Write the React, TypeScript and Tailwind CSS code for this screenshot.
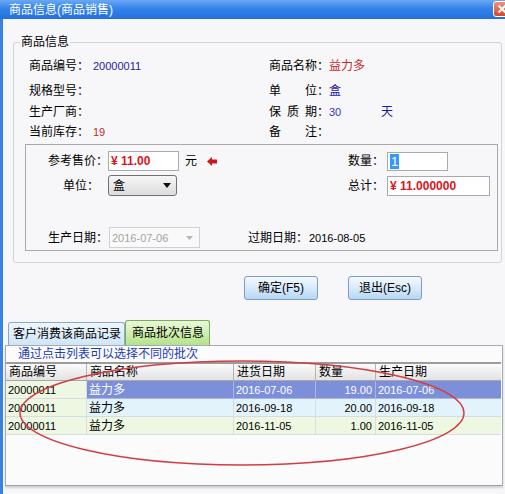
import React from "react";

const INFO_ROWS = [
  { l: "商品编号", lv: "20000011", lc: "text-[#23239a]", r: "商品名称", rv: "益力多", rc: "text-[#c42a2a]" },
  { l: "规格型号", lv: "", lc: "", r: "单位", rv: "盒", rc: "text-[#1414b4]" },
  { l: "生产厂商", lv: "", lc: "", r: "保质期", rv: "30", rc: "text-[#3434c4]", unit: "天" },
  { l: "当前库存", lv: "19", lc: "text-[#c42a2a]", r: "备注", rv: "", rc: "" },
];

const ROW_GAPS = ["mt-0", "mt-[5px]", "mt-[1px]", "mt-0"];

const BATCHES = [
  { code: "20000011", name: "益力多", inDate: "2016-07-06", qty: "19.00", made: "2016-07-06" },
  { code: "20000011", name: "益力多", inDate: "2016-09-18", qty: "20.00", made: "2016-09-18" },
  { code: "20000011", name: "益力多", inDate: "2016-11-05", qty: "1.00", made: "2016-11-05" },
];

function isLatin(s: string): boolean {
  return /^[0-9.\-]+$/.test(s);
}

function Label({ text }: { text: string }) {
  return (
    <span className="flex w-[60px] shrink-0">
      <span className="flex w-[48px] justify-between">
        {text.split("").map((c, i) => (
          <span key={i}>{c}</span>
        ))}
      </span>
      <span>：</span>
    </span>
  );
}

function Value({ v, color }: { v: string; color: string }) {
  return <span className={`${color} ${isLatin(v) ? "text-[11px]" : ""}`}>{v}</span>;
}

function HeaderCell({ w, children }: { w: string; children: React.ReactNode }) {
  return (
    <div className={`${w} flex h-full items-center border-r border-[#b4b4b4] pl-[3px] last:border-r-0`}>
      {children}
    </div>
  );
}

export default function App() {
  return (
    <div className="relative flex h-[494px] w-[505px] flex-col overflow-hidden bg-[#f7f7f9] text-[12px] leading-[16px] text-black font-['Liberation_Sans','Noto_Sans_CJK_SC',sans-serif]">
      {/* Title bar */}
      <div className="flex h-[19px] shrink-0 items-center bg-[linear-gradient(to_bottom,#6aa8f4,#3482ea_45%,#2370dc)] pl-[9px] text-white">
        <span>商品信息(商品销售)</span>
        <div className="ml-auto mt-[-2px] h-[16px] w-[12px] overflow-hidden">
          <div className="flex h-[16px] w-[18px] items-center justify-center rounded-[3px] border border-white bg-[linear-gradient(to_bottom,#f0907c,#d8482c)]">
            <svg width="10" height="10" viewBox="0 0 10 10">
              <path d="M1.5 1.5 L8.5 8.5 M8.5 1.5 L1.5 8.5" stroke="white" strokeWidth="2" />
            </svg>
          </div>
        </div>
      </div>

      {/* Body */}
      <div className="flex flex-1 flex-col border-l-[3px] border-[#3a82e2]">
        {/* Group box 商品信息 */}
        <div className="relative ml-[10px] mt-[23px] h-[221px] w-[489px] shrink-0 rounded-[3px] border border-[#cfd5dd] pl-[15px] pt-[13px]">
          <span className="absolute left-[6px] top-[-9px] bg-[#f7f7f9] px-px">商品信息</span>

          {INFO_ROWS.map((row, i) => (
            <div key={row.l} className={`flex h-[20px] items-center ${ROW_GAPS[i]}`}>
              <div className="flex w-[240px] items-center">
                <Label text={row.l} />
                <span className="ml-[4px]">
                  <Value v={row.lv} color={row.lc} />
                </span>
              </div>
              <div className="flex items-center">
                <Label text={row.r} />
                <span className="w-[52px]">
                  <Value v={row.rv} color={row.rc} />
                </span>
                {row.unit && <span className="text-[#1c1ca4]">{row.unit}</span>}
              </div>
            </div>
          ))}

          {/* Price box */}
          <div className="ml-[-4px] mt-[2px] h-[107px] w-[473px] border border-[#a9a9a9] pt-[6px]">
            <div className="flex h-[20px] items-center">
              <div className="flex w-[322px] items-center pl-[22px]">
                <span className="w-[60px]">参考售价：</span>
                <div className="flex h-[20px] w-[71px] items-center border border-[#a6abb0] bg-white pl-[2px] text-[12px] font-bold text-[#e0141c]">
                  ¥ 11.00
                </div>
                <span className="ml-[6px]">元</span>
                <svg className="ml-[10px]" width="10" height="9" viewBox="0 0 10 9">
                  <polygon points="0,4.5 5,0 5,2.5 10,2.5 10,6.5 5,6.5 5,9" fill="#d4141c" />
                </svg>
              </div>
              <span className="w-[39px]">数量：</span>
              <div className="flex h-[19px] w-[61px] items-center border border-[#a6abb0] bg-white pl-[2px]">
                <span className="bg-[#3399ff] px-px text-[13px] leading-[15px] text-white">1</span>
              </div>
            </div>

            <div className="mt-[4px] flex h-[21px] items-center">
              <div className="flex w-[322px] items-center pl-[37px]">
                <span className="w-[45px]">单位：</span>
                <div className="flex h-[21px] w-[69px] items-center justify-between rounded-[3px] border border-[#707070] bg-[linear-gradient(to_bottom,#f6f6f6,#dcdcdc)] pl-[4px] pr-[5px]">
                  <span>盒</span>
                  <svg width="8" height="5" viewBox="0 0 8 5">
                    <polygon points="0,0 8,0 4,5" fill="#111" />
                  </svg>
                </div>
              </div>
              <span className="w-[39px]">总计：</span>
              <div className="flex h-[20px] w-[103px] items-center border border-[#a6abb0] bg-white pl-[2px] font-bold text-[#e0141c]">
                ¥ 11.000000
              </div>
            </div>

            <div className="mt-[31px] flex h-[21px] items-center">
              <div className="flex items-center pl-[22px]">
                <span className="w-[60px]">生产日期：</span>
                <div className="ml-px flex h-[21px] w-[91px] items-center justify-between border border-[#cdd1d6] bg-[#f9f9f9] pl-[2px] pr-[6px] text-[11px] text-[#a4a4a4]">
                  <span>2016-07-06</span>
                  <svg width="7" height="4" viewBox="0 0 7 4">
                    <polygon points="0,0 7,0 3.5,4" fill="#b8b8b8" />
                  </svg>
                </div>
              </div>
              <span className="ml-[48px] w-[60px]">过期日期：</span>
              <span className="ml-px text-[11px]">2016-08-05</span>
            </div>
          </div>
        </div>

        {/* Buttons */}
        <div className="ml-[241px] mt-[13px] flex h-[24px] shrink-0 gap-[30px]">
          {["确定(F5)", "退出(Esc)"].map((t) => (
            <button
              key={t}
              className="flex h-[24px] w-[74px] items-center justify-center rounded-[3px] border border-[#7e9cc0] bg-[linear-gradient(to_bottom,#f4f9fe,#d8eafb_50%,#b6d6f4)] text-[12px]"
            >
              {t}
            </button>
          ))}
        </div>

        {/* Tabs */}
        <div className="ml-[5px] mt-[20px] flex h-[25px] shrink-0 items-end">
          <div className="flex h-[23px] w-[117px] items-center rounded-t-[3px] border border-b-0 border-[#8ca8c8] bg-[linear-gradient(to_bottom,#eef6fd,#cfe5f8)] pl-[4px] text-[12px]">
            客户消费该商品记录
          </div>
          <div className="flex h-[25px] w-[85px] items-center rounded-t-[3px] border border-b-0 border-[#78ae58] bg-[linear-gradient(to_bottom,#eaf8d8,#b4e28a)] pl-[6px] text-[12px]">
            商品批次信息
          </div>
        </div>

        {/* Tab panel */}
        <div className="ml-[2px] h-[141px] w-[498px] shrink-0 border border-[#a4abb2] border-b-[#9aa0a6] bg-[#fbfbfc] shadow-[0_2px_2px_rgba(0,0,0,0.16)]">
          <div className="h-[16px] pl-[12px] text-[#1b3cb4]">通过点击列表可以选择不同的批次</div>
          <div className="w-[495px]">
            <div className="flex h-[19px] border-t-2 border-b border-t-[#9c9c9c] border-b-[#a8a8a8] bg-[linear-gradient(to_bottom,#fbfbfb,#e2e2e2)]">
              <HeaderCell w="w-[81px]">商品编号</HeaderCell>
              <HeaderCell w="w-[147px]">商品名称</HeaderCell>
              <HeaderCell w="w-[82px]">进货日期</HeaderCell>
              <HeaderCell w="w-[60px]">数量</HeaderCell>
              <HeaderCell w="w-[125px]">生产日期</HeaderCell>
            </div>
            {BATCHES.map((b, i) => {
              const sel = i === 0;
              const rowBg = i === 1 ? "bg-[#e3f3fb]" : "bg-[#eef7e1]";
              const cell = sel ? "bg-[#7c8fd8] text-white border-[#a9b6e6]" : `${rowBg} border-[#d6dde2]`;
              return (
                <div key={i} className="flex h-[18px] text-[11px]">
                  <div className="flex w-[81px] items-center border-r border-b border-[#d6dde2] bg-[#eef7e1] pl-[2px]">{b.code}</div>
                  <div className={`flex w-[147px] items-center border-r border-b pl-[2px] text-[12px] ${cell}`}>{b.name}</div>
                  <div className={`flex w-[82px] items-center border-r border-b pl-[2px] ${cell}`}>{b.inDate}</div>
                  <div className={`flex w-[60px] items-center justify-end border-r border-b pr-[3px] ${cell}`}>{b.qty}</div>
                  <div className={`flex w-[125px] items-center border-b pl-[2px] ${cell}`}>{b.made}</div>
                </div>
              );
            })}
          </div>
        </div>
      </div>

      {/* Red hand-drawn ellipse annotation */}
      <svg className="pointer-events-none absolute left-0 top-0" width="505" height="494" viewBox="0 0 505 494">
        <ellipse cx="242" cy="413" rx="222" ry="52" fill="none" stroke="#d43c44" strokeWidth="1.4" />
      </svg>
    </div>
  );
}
::::::::
** OBJECTIVE **
From the first line of the listing above, repeat every line through the one holding "import React from". Both ends count, and pictures stay out.

** WRITTEN RESPONSE **
Write the React, TypeScript and Tailwind CSS code for this screenshot.
import React from "react";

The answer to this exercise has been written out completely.